### [WHAT TO DO]
Images excluded, repeat each entry below exactly.
━━━━━ TASK INPUTS ━━━━━
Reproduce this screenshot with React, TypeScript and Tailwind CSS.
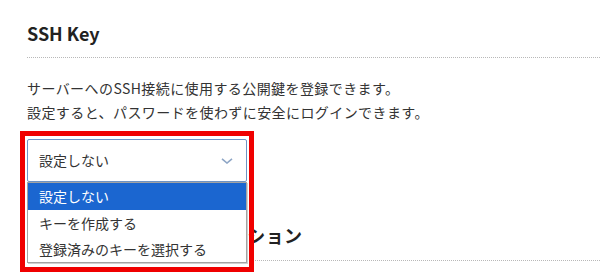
import React from "react";

export default function App() {
  return (
    <div
      className="relative w-[600px] h-[279px] overflow-hidden bg-white text-[#333]"
      style={{ fontFamily: '"Noto Sans CJK JP", "Noto Sans", sans-serif' }}
    >
      <div className="pl-[27px]">
        <h2 className="pt-[22px] text-[18px] leading-[22px] font-bold text-[#222]">SSH Key</h2>
        <div className="mt-[13px] border-t border-dotted border-[#b8b8b8]" />
        <p className="mt-[18px] text-[14px] leading-[24px] tracking-[0.03em]">
          サーバーへのSSH接続に使用する公開鍵を登録できます。
          <br />
          設定すると、パスワードを使わずに安全にログインできます。
        </p>

        <div className="relative mt-[15px] w-[220px]">
          <div className="flex h-[43px] items-center justify-between rounded-[2px] border border-[#6f93c4] bg-white pl-[11px] pr-[13px] text-[14px]">
            <span>設定しない</span>
            <svg width="12" height="6" viewBox="0 0 12 6" fill="none">
              <path d="M1 0.8 L6 5 L11 0.8" stroke="#8ea6c6" strokeWidth="1.6" />
            </svg>
          </div>
          <div className="absolute left-0 top-[43px] z-10 w-[220px] border border-[#a3a3a3] bg-white text-[14px] shadow-[1px_1px_0_#d0d0d0]">
            <div className="flex h-[27px] items-center bg-[#1b66d0] pl-[11px] text-white">設定しない</div>
            <div className="flex h-[26px] items-center pl-[11px]">キーを作成する</div>
            <div className="flex h-[26px] items-center pl-[11px]">登録済みのキーを選択する</div>
          </div>
          <div className="pointer-events-none absolute left-[-7px] top-[-8px] z-20 h-[141px] w-[234px] border-[5px] border-[#f00000]" />
        </div>

        <h2 className="mt-[42px] text-[18px] leading-[22px] font-bold text-[#222] tracking-[0.02em]">
          公開鍵認証のログインオプション
        </h2>
        <div className="mt-[14px] border-t border-dotted border-[#b8b8b8]" />
      </div>
    </div>
  );
}
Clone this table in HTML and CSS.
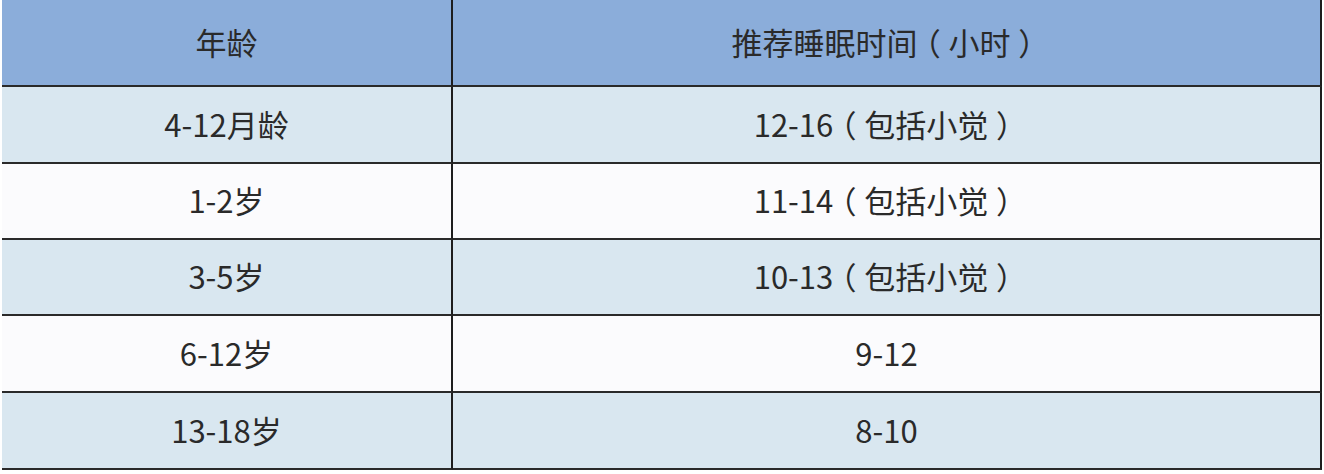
FILE: index.html
```html
<!DOCTYPE html>
<html lang="zh-CN">
<head>
<meta charset="utf-8">
<link rel="stylesheet" href="styles.css">
</head>
<body>
<div class="table">
  <div class="cell head c1">年龄</div>
  <div class="cell head c2">推荐睡眠时间<span class="p">（</span>小时<span class="p">）</span></div>
  <div class="cell blue c1">4-12月龄</div>
  <div class="cell blue c2">12-16<span class="p">（</span>包括小觉<span class="p">）</span></div>
  <div class="cell white c1">1-2岁</div>
  <div class="cell white c2">11-14<span class="p">（</span>包括小觉<span class="p">）</span></div>
  <div class="cell blue c1">3-5岁</div>
  <div class="cell blue c2">10-13<span class="p">（</span>包括小觉<span class="p">）</span></div>
  <div class="cell white c1">6-12岁</div>
  <div class="cell white c2">9-12</div>
  <div class="cell blue c1">13-18岁</div>
  <div class="cell blue c2">8-10</div>
</div>
</body>
</html>
```
FILE: styles.css
```css
html, body {
  margin: 0;
  padding: 0;
  background: #ffffff;
}
.table {
  display: grid;
  grid-template-columns: 451px 869px;
  grid-template-rows: 87px 77px 76px 76px 77px 77px;
  margin-left: 2px;
  width: 1320px;
  font-family: "Noto Sans CJK SC", "Noto Sans", sans-serif;
  font-size: 31px;
  color: #2a2a2a;
}
.cell {
  display: flex;
  align-items: center;
  justify-content: center;
  border-bottom: 2px solid #2a2a2a;
  padding-bottom: 3px;
  white-space: pre;
}
.c1 {
  border-right: 2px solid #1e1e1e;
}
.c2 {
  border-right: 2px solid #1e1e1e;
}
.p {
  font-feature-settings: "halt" 1;
  padding: 0 0.25em;
}
.head {
  background: #8badda;
}
.blue {
  background: #d9e7f0;
}
.white {
  background: #fbfbfd;
}
```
━━━━━
### [SOLUTION FOR THIS TASK]
Reproduce this screenshot with React, TypeScript and Tailwind CSS.
import React from "react";

export default function App() {
  return (
    <div
      className="relative w-[600px] h-[279px] overflow-hidden bg-white text-[#333]"
      style={{ fontFamily: '"Noto Sans CJK JP", "Noto Sans", sans-serif' }}
    >
      <div className="pl-[27px]">
        <h2 className="pt-[22px] text-[18px] leading-[22px] font-bold text-[#222]">SSH Key</h2>
        <div className="mt-[13px] border-t border-dotted border-[#b8b8b8]" />
        <p className="mt-[18px] text-[14px] leading-[24px] tracking-[0.03em]">
          サーバーへのSSH接続に使用する公開鍵を登録できます。
          <br />
          設定すると、パスワードを使わずに安全にログインできます。
        </p>

        <div className="relative mt-[15px] w-[220px]">
          <div className="flex h-[43px] items-center justify-between rounded-[2px] border border-[#6f93c4] bg-white pl-[11px] pr-[13px] text-[14px]">
            <span>設定しない</span>
            <svg width="12" height="6" viewBox="0 0 12 6" fill="none">
              <path d="M1 0.8 L6 5 L11 0.8" stroke="#8ea6c6" strokeWidth="1.6" />
            </svg>
          </div>
          <div className="absolute left-0 top-[43px] z-10 w-[220px] border border-[#a3a3a3] bg-white text-[14px] shadow-[1px_1px_0_#d0d0d0]">
            <div className="flex h-[27px] items-center bg-[#1b66d0] pl-[11px] text-white">設定しない</div>
            <div className="flex h-[26px] items-center pl-[11px]">キーを作成する</div>
            <div className="flex h-[26px] items-center pl-[11px]">登録済みのキーを選択する</div>
          </div>
          <div className="pointer-events-none absolute left-[-7px] top-[-8px] z-20 h-[141px] w-[234px] border-[5px] border-[#f00000]" />
        </div>

        <h2 className="mt-[42px] text-[18px] leading-[22px] font-bold text-[#222] tracking-[0.02em]">
          公開鍵認証のログインオプション
        </h2>
        <div className="mt-[14px] border-t border-dotted border-[#b8b8b8]" />
      </div>
    </div>
  );
}
Clone this table in HTML and CSS.
FILE: index.html
```html
<!DOCTYPE html>
<html lang="zh-CN">
<head>
<meta charset="utf-8">
<link rel="stylesheet" href="styles.css">
</head>
<body>
<div class="table">
  <div class="cell head c1">年龄</div>
  <div class="cell head c2">推荐睡眠时间<span class="p">（</span>小时<span class="p">）</span></div>
  <div class="cell blue c1">4-12月龄</div>
  <div class="cell blue c2">12-16<span class="p">（</span>包括小觉<span class="p">）</span></div>
  <div class="cell white c1">1-2岁</div>
  <div class="cell white c2">11-14<span class="p">（</span>包括小觉<span class="p">）</span></div>
  <div class="cell blue c1">3-5岁</div>
  <div class="cell blue c2">10-13<span class="p">（</span>包括小觉<span class="p">）</span></div>
  <div class="cell white c1">6-12岁</div>
  <div class="cell white c2">9-12</div>
  <div class="cell blue c1">13-18岁</div>
  <div class="cell blue c2">8-10</div>
</div>
</body>
</html>
```
FILE: styles.css
```css
html, body {
  margin: 0;
  padding: 0;
  background: #ffffff;
}
.table {
  display: grid;
  grid-template-columns: 451px 869px;
  grid-template-rows: 87px 77px 76px 76px 77px 77px;
  margin-left: 2px;
  width: 1320px;
  font-family: "Noto Sans CJK SC", "Noto Sans", sans-serif;
  font-size: 31px;
  color: #2a2a2a;
}
.cell {
  display: flex;
  align-items: center;
  justify-content: center;
  border-bottom: 2px solid #2a2a2a;
  padding-bottom: 3px;
  white-space: pre;
}
.c1 {
  border-right: 2px solid #1e1e1e;
}
.c2 {
  border-right: 2px solid #1e1e1e;
}
.p {
  font-feature-settings: "halt" 1;
  padding: 0 0.25em;
}
.head {
  background: #8badda;
}
.blue {
  background: #d9e7f0;
}
.white {
  background: #fbfbfd;
}
```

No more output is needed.